Providing information about the signing process
When gaining eSignature consent and prior to executing an electronic contract, the signer must understand the process. Therefore, the disclosure for capturing consent should include a description that informs the signer what steps they will be asked to perform.
Establishing intent to sign
The process used to create an eSignature should be designed so that it is clear that the signer intended to create a signature. As with a paper process, the ceremony of capturing the electronic signature is important in proving intent.
What gets signed
Once the signer has been informed of his or her rights and has consented to the process of esigning, the actual process must be created so the association of the signer, their intent, the data or agreement, and the place and time are inseparable and sufficiently secured should the record itself come under scrutiny. For this reason, the legal establishment, in its drafting and ultimately the passing of ESIGN, used the term ‘process’ signature.

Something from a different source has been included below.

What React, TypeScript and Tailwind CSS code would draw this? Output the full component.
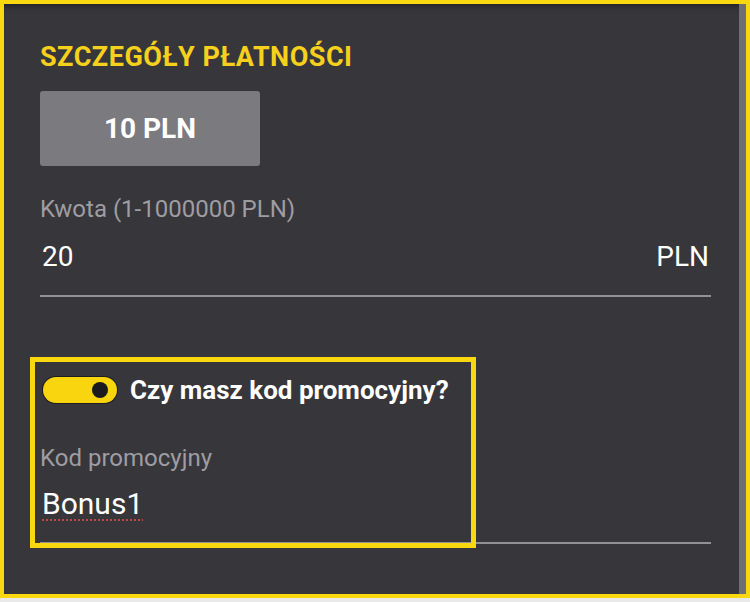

In order to be considered a reliable signature-of-record, the burden of proof will fall on the enterprise application architects to show that the process will result in an agreement that is tamper-evident and trustworthy. A process for signing records should be designed so that the record is presented for signature before the signature is applied; the signature is attached to, embedded, or logically associated with, the record presented; and the process used to attach, embed, or associate the signature shall make for a verifiable, tamper-evident signature.
Attributing a signature
The process for signing records should be designed so that either the signature itself provides evidence of the signer’s identity (i.e., a handwritten eSignature, digitized signature, or digital certificate) or the process surrounding creation or affirmation of the signature provides evidence of the signer’s identity and is in some manner preserved, evidenced, or capable of recall or re-creation during the life of the transaction.
Pulling It All Together
Your particular application and process will dictate how your organization will assemble the ingredients for your eSignature implementation. The right eSignature platform provides flexible signing options, varied implementation schemes, key legal components, and ideally a common validation platform tying it all together – providing consistency throughout your organization, and most importantly, a legally binding and enforceable transaction.